Rev. F. A. Heisley, of Wilmington, has become rector of the Church of St. John Baptist, for a while.

Steam barge Marie Thomas left on Saturday with an assorted cargo of lumber for Philadelphia.

For the past week there has been a storm tide threatening. Magnolia Street has been flooded; as has also the east end of Front Street leading to Mount Ararat. The tide was within a foot of the eaves of “Billy” Robinson’s boat-house, but no damage was done.

Harry Dutton was arrested on Monday by Constable Barsuglia, and arraigned before Squire Collins on a charge of trying to forcibly enter the house of a woman on Chestnut Street. […] was the amount of time and cost.

Hyland L. Banning[ii], son of Mr. and Mrs. John L. Banning, died near Oakley on Saturday, aged 8 months and 15 days. Funeral at Oakley M. P. Church on Tuesday morning and interment in adjacent cemetery. Rev. Dryden, of Greenwood, conducted the funeral, and S. J. Wilson inhumed the body.

James Arthur McChesney[iii], son of Mr. and Mrs. Ben McChesney, died at Harbeson on Monday, aged 1 year, 4 months and 10 days. Funeral at parents’ residence on Tuesday afternoon, and sepulture made in Beaver Dam Cemetery. Rev. Sites officiated, and S. J. Wilson buried the remains.[iv]

Lovey Hopkins, wife of Peter Hopkins, died near Robbins on Monday of consumption, aged 37 years. Funeral at McColley’s Chapel on Wednesday afternoon and body interred in the adjoining cemetery by S. J. Wilson & Son. Rev. Johnson, of Georgetown, conducted the funeral.
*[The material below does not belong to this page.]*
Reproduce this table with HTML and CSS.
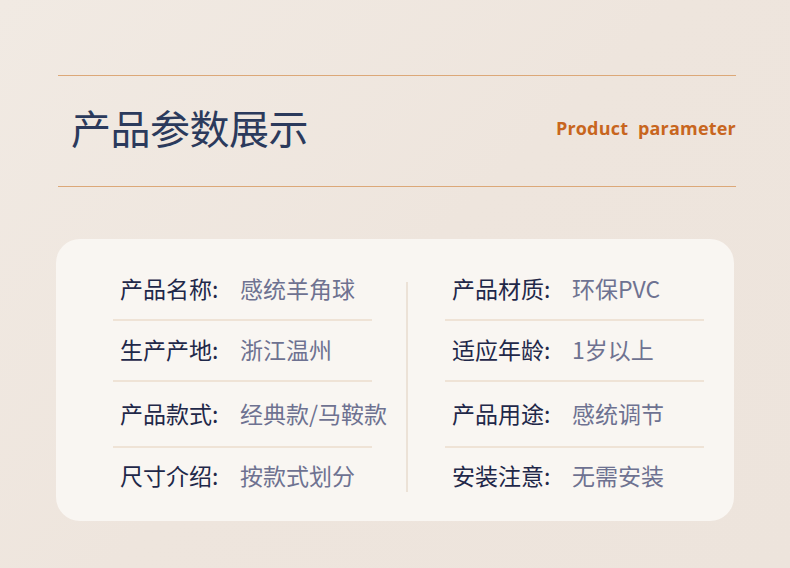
FILE: index.html
```html
<!DOCTYPE html>
<html lang="zh">
<head>
<meta charset="utf-8">
<link rel="stylesheet" href="styles.css">
</head>
<body>
<div class="page">
  <header class="head">
    <h1 class="title">产品参数展示</h1>
    <div class="subtitle">Product&nbsp; parameter</div>
  </header>
  <section class="card">
    <div class="col">
      <div class="row"><span class="label">产品名称:</span><span class="value">感统羊角球</span></div>
      <div class="row"><span class="label">生产产地:</span><span class="value">浙江温州</span></div>
      <div class="row tall"><span class="label">产品款式:</span><span class="value">经典款/马鞍款</span></div>
      <div class="row last"><span class="label">尺寸介绍:</span><span class="value">按款式划分</span></div>
    </div>
    <div class="divider"></div>
    <div class="col">
      <div class="row"><span class="label">产品材质:</span><span class="value">环保PVC</span></div>
      <div class="row"><span class="label">适应年龄:</span><span class="value">1岁以上</span></div>
      <div class="row tall"><span class="label">产品用途:</span><span class="value">感统调节</span></div>
      <div class="row last"><span class="label">安装注意:</span><span class="value">无需安装</span></div>
    </div>
  </section>
</div>
</body>
</html>
```

FILE: styles.css
```css
* { box-sizing: border-box; }
html, body { margin: 0; padding: 0; }
body {
  width: 790px;
  height: 568px;
  overflow: hidden;
  background: linear-gradient(135deg, #f1eae3 0%, #eee5dd 50%, #ede4dc 100%);
  font-family: "Noto Sans CJK SC", "Noto Sans", sans-serif;
}
.page {
  padding: 75px 54px 0 58px;
}
.head {
  height: 112px;
  border-top: 1px solid #dca878;
  border-bottom: 1px solid #dca878;
  display: flex;
  align-items: center;
  justify-content: space-between;
  padding: 0 0 8px 13px;
}
.title {
  margin: 0;
  font-weight: 400;
  font-size: 40px;
  line-height: 1;
  color: #2b3a5c;
  letter-spacing: -0.5px;
}
.subtitle {
  font-family: "Open Sans", "Noto Sans", sans-serif;
  font-weight: 700;
  font-size: 18px;
  color: #c8661e;
  letter-spacing: 0.2px;
  margin-top: 2px;
}
.card {
  margin: 52px 2px 0 -2px;
  height: 282px;
  background: #f9f6f2;
  border-radius: 24px;
  display: flex;
  padding: 21px 0 0 57px;
}
.col {
  width: 259px;
  display: flex;
  flex-direction: column;
  flex-shrink: 0;
}
.divider {
  width: 2px;
  height: 210px;
  margin: 22px 37px 0 34px;
  background: #ece2d7;
}
.row {
  height: 61px;
  display: flex;
  align-items: center;
  padding: 0 0 4px 7px;
  border-bottom: 2px solid #efe3d6;
  white-space: nowrap;
}
.row.tall { height: 66px; padding-bottom: 2px; }
.row.last { border-bottom: none; padding-bottom: 8px; }
.label {
  width: 120px;
  flex-shrink: 0;
  font-size: 23px;
  color: #1f2849;
}
.value {
  font-size: 23px;
  color: #6e7291;
}
```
[i] Cause of death was cerebro-spinal meningitis

[ii] Cause of death was cholera infantum

[iii] Cause of death was cholera infantum

[iv] The incidence of cholera infantum, or severe non-specific diarrhea and vomiting, was widespread in the 19th and early 20th century, and is a leading cause of death in children under the age of 5 years. When a cause of death of a toddler or infant is given by David A. Conner in his Milton News letter, it is more often than not cholera infantum. Sanitary conditions in rural areas, the lack of antibiotics, and the lack of rehydration methods for young children are probably all contributing factors to the high mortality from this illness.